- [Task brief]: Restate each line word for word. Leave out every picture.
— start Data segment —
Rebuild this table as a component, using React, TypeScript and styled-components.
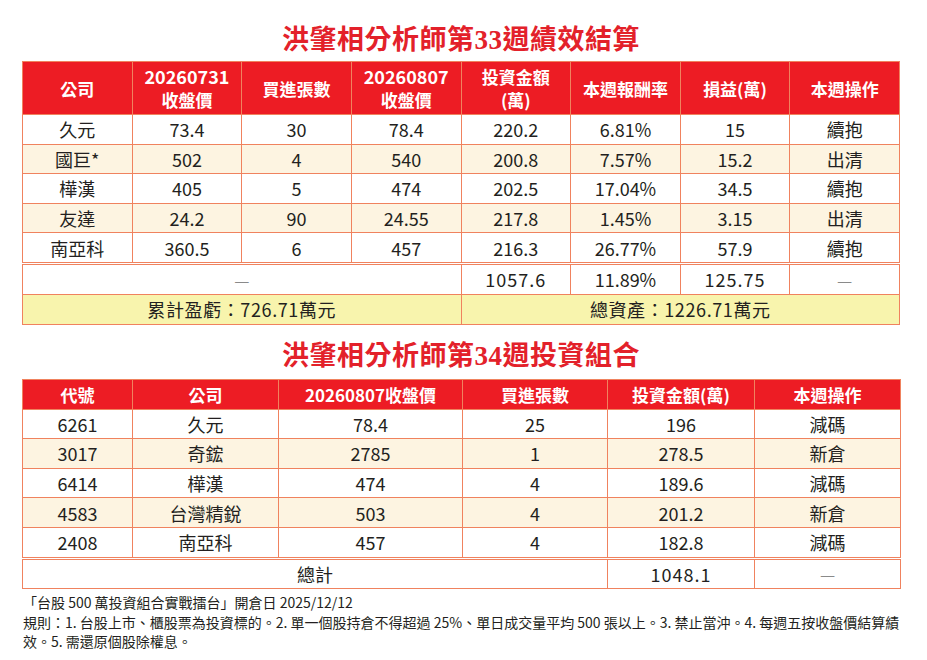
import styled, { createGlobalStyle } from 'styled-components';

const GlobalStyle = createGlobalStyle`
  body {
    margin: 0;
    background: #fff;
    color: #231f20;
    font-family: "Noto Sans CJK TC", sans-serif;
  }
`;

const RED = '#ed1c24';
const LINE = '#f0825e';

type Settled = {
  name: string;
  prev: string;
  qty: string;
  close: string;
  cost: string;
  rate: string;
  gain: string;
  action: string;
};

type Holding = {
  code: string;
  name: string;
  close: string;
  qty: string;
  cost: string;
  action: string;
};

const settled: Settled[] = [
  { name: '久元', prev: '73.4', qty: '30', close: '78.4', cost: '220.2', rate: '6.81%', gain: '15', action: '續抱' },
  { name: '國巨*', prev: '502', qty: '4', close: '540', cost: '200.8', rate: '7.57%', gain: '15.2', action: '出清' },
  { name: '樺漢', prev: '405', qty: '5', close: '474', cost: '202.5', rate: '17.04%', gain: '34.5', action: '續抱' },
  { name: '友達', prev: '24.2', qty: '90', close: '24.55', cost: '217.8', rate: '1.45%', gain: '3.15', action: '出清' },
  { name: '南亞科', prev: '360.5', qty: '6', close: '457', cost: '216.3', rate: '26.77%', gain: '57.9', action: '續抱' },
];

const holdings: Holding[] = [
  { code: '6261', name: '久元', close: '78.4', qty: '25', cost: '196', action: '減碼' },
  { code: '3017', name: '奇鋐', close: '2785', qty: '1', cost: '278.5', action: '新倉' },
  { code: '6414', name: '樺漢', close: '474', qty: '4', cost: '189.6', action: '減碼' },
  { code: '4583', name: '台灣精銳', close: '503', qty: '4', cost: '201.2', action: '新倉' },
  { code: '2408', name: '南亞科', close: '457', qty: '4', cost: '182.8', action: '減碼' },
];

function App() {
  return (
    <>
      <GlobalStyle />
      <Page>
        <Title>洪肇相分析師第33週績效結算</Title>
        <Table>
          <colgroup>
            {Array.from({ length: 8 }).map((_, i) => (
              <col key={i} style={{ width: '12.5%' }} />
            ))}
          </colgroup>
          <thead>
            <tr>
              <HeadCell $tall>公司</HeadCell>
              <HeadCell $tall>
                <HeadLine $num>20260731</HeadLine>
                <HeadLine>收盤價</HeadLine>
              </HeadCell>
              <HeadCell $tall>買進張數</HeadCell>
              <HeadCell $tall>
                <HeadLine $num>20260807</HeadLine>
                <HeadLine>收盤價</HeadLine>
              </HeadCell>
              <HeadCell $tall>
                <HeadLine>投資金額</HeadLine>
                <HeadLine>(萬)</HeadLine>
              </HeadCell>
              <HeadCell $tall>本週報酬率</HeadCell>
              <HeadCell $tall>損益(萬)</HeadCell>
              <HeadCell $tall>本週操作</HeadCell>
            </tr>
          </thead>
          <tbody>
            {settled.map((r, i) => (
              <Row key={r.name} $tint={i % 2 === 1}>
                <Cell>{r.name}</Cell>
                <Cell>{r.prev}</Cell>
                <Cell>{r.qty}</Cell>
                <Cell>{r.close}</Cell>
                <Cell>{r.cost}</Cell>
                <Cell>{r.rate}</Cell>
                <Cell>{r.gain}</Cell>
                <Cell>{r.action}</Cell>
              </Row>
            ))}
            <TotalRow>
              <Cell colSpan={4}>
                <Dash>—</Dash>
              </Cell>
              <Cell $spaced>1057.6</Cell>
              <Cell>11.89%</Cell>
              <Cell $spaced>125.75</Cell>
              <Cell>
                <Dash>—</Dash>
              </Cell>
            </TotalRow>
            <tr>
              <SummaryCell colSpan={4}>累計盈虧：726.71萬元</SummaryCell>
              <SummaryCell colSpan={4}>總資產：1226.71萬元</SummaryCell>
            </tr>
          </tbody>
        </Table>

        <Title $second>洪肇相分析師第34週投資組合</Title>
        <Table>
          <colgroup>
            <col style={{ width: '110px' }} />
            <col style={{ width: '146px' }} />
            <col style={{ width: '184px' }} />
            <col style={{ width: '145px' }} />
            <col style={{ width: '147px' }} />
            <col style={{ width: '146px' }} />
          </colgroup>
          <thead>
            <tr>
              <HeadCell>代號</HeadCell>
              <HeadCell>公司</HeadCell>
              <HeadCell>20260807收盤價</HeadCell>
              <HeadCell>買進張數</HeadCell>
              <HeadCell>投資金額(萬)</HeadCell>
              <HeadCell>本週操作</HeadCell>
            </tr>
          </thead>
          <tbody>
            {holdings.map((r, i) => (
              <Row key={r.code} $tint={i % 2 === 1}>
                <Cell>{r.code}</Cell>
                <Cell>{r.name}</Cell>
                <Cell>{r.close}</Cell>
                <Cell>{r.qty}</Cell>
                <Cell>{r.cost}</Cell>
                <Cell>{r.action}</Cell>
              </Row>
            ))}
            <TotalRow>
              <Cell colSpan={4}>總計</Cell>
              <Cell $spaced>1048.1</Cell>
              <Cell>
                <Dash>—</Dash>
              </Cell>
            </TotalRow>
          </tbody>
        </Table>

        <Footer>
          <p>「台股 500 萬投資組合實戰擂台」開倉日 2025/12/12</p>
          <p>
            規則：1. 台股上市、櫃股票為投資標的。2. 單一個股持倉不得超過 25%、單日成交量平均 500
            張以上。3. 禁止當沖。4. 每週五按收盤價結算績效。5. 需還原個股除權息。
          </p>
        </Footer>
      </Page>
    </>
  );
}

export default App;

const Page = styled.div`
  width: 878px;
  padding: 0 27px 0 22px;
`;

const Title = styled.h1<{ $second?: boolean }>`
  margin: ${({ $second }) => ($second ? '13px 0 5px' : '0 0 3px')};
  padding-top: ${({ $second }) => ($second ? '0' : '22px')};
  height: 36px;
  line-height: 36px;
  text-align: center;
  color: #e3212a;
  font-family: "Liberation Serif", "Noto Sans CJK TC", serif;
  font-size: 27px;
  font-weight: 700;
  letter-spacing: 0.5px;
`;

const Table = styled.table`
  width: 878px;
  border-collapse: collapse;
  table-layout: fixed;
`;

const HeadCell = styled.th<{ $tall?: boolean }>`
  height: ${({ $tall }) => ($tall ? '52px' : '29px')};
  padding: 0;
  background: ${RED};
  border: 1px solid ${LINE};
  color: #fff;
  font-size: 17px;
  font-weight: 700;
  line-height: 23px;
  text-align: center;
  vertical-align: middle;
`;

const HeadLine = styled.span<{ $num?: boolean }>`
  display: block;
  height: 23px;
  line-height: 23px;
  font-size: ${({ $num }) => ($num ? '18px' : '17px')};
`;

const Row = styled.tr<{ $tint?: boolean }>`
  background: ${({ $tint }) => ($tint ? '#fdf4e1' : '#fff')};
`;

const TotalRow = styled.tr`
  background: #fff;

  td {
    border-top: 3px double ${LINE};
  }
`;

const Cell = styled.td<{ $spaced?: boolean }>`
  height: 28.6px;
  padding: 0;
  border: 1px solid ${LINE};
  font-size: 18px;
  line-height: 22px;
  text-align: center;
  vertical-align: middle;
  letter-spacing: ${({ $spaced }) => ($spaced ? '1px' : '0')};
`;

const Dash = styled.span`
  color: #8a8a8a;
  font-size: 17px;
`;

const SummaryCell = styled.td`
  height: 29px;
  padding: 0;
  background: #f8f4ad;
  border: 1px solid ${LINE};
  font-size: 18px;
  line-height: 22px;
  letter-spacing: 0.6px;
  text-align: center;
  vertical-align: middle;
`;

const Footer = styled.div`
  margin-top: 4px;
  padding-left: 1px;
  font-size: 14px;
  line-height: 19.5px;

  p {
    margin: 0;
  }
`;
— end Data segment —
- [In response]:
Rebuild this table as a component, using React, TypeScript and styled-components.
import styled, { createGlobalStyle } from 'styled-components';

const GlobalStyle = createGlobalStyle`
  body {
    margin: 0;
    background: #fff;
    color: #231f20;
    font-family: "Noto Sans CJK TC", sans-serif;
  }
`;

const RED = '#ed1c24';
const LINE = '#f0825e';

type Settled = {
  name: string;
  prev: string;
  qty: string;
  close: string;
  cost: string;
  rate: string;
  gain: string;
  action: string;
};

type Holding = {
  code: string;
  name: string;
  close: string;
  qty: string;
  cost: string;
  action: string;
};

const settled: Settled[] = [
  { name: '久元', prev: '73.4', qty: '30', close: '78.4', cost: '220.2', rate: '6.81%', gain: '15', action: '續抱' },
  { name: '國巨*', prev: '502', qty: '4', close: '540', cost: '200.8', rate: '7.57%', gain: '15.2', action: '出清' },
  { name: '樺漢', prev: '405', qty: '5', close: '474', cost: '202.5', rate: '17.04%', gain: '34.5', action: '續抱' },
  { name: '友達', prev: '24.2', qty: '90', close: '24.55', cost: '217.8', rate: '1.45%', gain: '3.15', action: '出清' },
  { name: '南亞科', prev: '360.5', qty: '6', close: '457', cost: '216.3', rate: '26.77%', gain: '57.9', action: '續抱' },
];

const holdings: Holding[] = [
  { code: '6261', name: '久元', close: '78.4', qty: '25', cost: '196', action: '減碼' },
  { code: '3017', name: '奇鋐', close: '2785', qty: '1', cost: '278.5', action: '新倉' },
  { code: '6414', name: '樺漢', close: '474', qty: '4', cost: '189.6', action: '減碼' },
  { code: '4583', name: '台灣精銳', close: '503', qty: '4', cost: '201.2', action: '新倉' },
  { code: '2408', name: '南亞科', close: '457', qty: '4', cost: '182.8', action: '減碼' },
];

function App() {
  return (
    <>
      <GlobalStyle />
      <Page>
        <Title>洪肇相分析師第33週績效結算</Title>
        <Table>
          <colgroup>
            {Array.from({ length: 8 }).map((_, i) => (
              <col key={i} style={{ width: '12.5%' }} />
            ))}
          </colgroup>
          <thead>
            <tr>
              <HeadCell $tall>公司</HeadCell>
              <HeadCell $tall>
                <HeadLine $num>20260731</HeadLine>
                <HeadLine>收盤價</HeadLine>
              </HeadCell>
              <HeadCell $tall>買進張數</HeadCell>
              <HeadCell $tall>
                <HeadLine $num>20260807</HeadLine>
                <HeadLine>收盤價</HeadLine>
              </HeadCell>
              <HeadCell $tall>
                <HeadLine>投資金額</HeadLine>
                <HeadLine>(萬)</HeadLine>
              </HeadCell>
              <HeadCell $tall>本週報酬率</HeadCell>
              <HeadCell $tall>損益(萬)</HeadCell>
              <HeadCell $tall>本週操作</HeadCell>
            </tr>
          </thead>
          <tbody>
            {settled.map((r, i) => (
              <Row key={r.name} $tint={i % 2 === 1}>
                <Cell>{r.name}</Cell>
                <Cell>{r.prev}</Cell>
                <Cell>{r.qty}</Cell>
                <Cell>{r.close}</Cell>
                <Cell>{r.cost}</Cell>
                <Cell>{r.rate}</Cell>
                <Cell>{r.gain}</Cell>
                <Cell>{r.action}</Cell>
              </Row>
            ))}
            <TotalRow>
              <Cell colSpan={4}>
                <Dash>—</Dash>
              </Cell>
              <Cell $spaced>1057.6</Cell>
              <Cell>11.89%</Cell>
              <Cell $spaced>125.75</Cell>
              <Cell>
                <Dash>—</Dash>
              </Cell>
            </TotalRow>
            <tr>
              <SummaryCell colSpan={4}>累計盈虧：726.71萬元</SummaryCell>
              <SummaryCell colSpan={4}>總資產：1226.71萬元</SummaryCell>
            </tr>
          </tbody>
        </Table>

        <Title $second>洪肇相分析師第34週投資組合</Title>
        <Table>
          <colgroup>
            <col style={{ width: '110px' }} />
            <col style={{ width: '146px' }} />
            <col style={{ width: '184px' }} />
            <col style={{ width: '145px' }} />
            <col style={{ width: '147px' }} />
            <col style={{ width: '146px' }} />
          </colgroup>
          <thead>
            <tr>
              <HeadCell>代號</HeadCell>
              <HeadCell>公司</HeadCell>
              <HeadCell>20260807收盤價</HeadCell>
              <HeadCell>買進張數</HeadCell>
              <HeadCell>投資金額(萬)</HeadCell>
              <HeadCell>本週操作</HeadCell>
            </tr>
          </thead>
          <tbody>
            {holdings.map((r, i) => (
              <Row key={r.code} $tint={i % 2 === 1}>
                <Cell>{r.code}</Cell>
                <Cell>{r.name}</Cell>
                <Cell>{r.close}</Cell>
                <Cell>{r.qty}</Cell>
                <Cell>{r.cost}</Cell>
                <Cell>{r.action}</Cell>
              </Row>
            ))}
            <TotalRow>
              <Cell colSpan={4}>總計</Cell>
              <Cell $spaced>1048.1</Cell>
              <Cell>
                <Dash>—</Dash>
              </Cell>
            </TotalRow>
          </tbody>
        </Table>

        <Footer>
          <p>「台股 500 萬投資組合實戰擂台」開倉日 2025/12/12</p>
          <p>
            規則：1. 台股上市、櫃股票為投資標的。2. 單一個股持倉不得超過 25%、單日成交量平均 500
            張以上。3. 禁止當沖。4. 每週五按收盤價結算績效。5. 需還原個股除權息。
          </p>
        </Footer>
      </Page>
    </>
  );
}

export default App;

const Page = styled.div`
  width: 878px;
  padding: 0 27px 0 22px;
`;

const Title = styled.h1<{ $second?: boolean }>`
  margin: ${({ $second }) => ($second ? '13px 0 5px' : '0 0 3px')};
  padding-top: ${({ $second }) => ($second ? '0' : '22px')};
  height: 36px;
  line-height: 36px;
  text-align: center;
  color: #e3212a;
  font-family: "Liberation Serif", "Noto Sans CJK TC", serif;
  font-size: 27px;
  font-weight: 700;
  letter-spacing: 0.5px;
`;

const Table = styled.table`
  width: 878px;
  border-collapse: collapse;
  table-layout: fixed;
`;

const HeadCell = styled.th<{ $tall?: boolean }>`
  height: ${({ $tall }) => ($tall ? '52px' : '29px')};
  padding: 0;
  background: ${RED};
  border: 1px solid ${LINE};
  color: #fff;
  font-size: 17px;
  font-weight: 700;
  line-height: 23px;
  text-align: center;
  vertical-align: middle;
`;

const HeadLine = styled.span<{ $num?: boolean }>`
  display: block;
  height: 23px;
  line-height: 23px;
  font-size: ${({ $num }) => ($num ? '18px' : '17px')};
`;

const Row = styled.tr<{ $tint?: boolean }>`
  background: ${({ $tint }) => ($tint ? '#fdf4e1' : '#fff')};
`;

const TotalRow = styled.tr`
  background: #fff;

  td {
    border-top: 3px double ${LINE};
  }
`;

const Cell = styled.td<{ $spaced?: boolean }>`
  height: 28.6px;
  padding: 0;
  border: 1px solid ${LINE};
  font-size: 18px;
  line-height: 22px;
  text-align: center;
  vertical-align: middle;
  letter-spacing: ${({ $spaced }) => ($spaced ? '1px' : '0')};
`;

const Dash = styled.span`
  color: #8a8a8a;
  font-size: 17px;
`;

const SummaryCell = styled.td`
  height: 29px;
  padding: 0;
  background: #f8f4ad;
  border: 1px solid ${LINE};
  font-size: 18px;
  line-height: 22px;
  letter-spacing: 0.6px;
  text-align: center;
  vertical-align: middle;
`;

const Footer = styled.div`
  margin-top: 4px;
  padding-left: 1px;
  font-size: 14px;
  line-height: 19.5px;

  p {
    margin: 0;
  }
`;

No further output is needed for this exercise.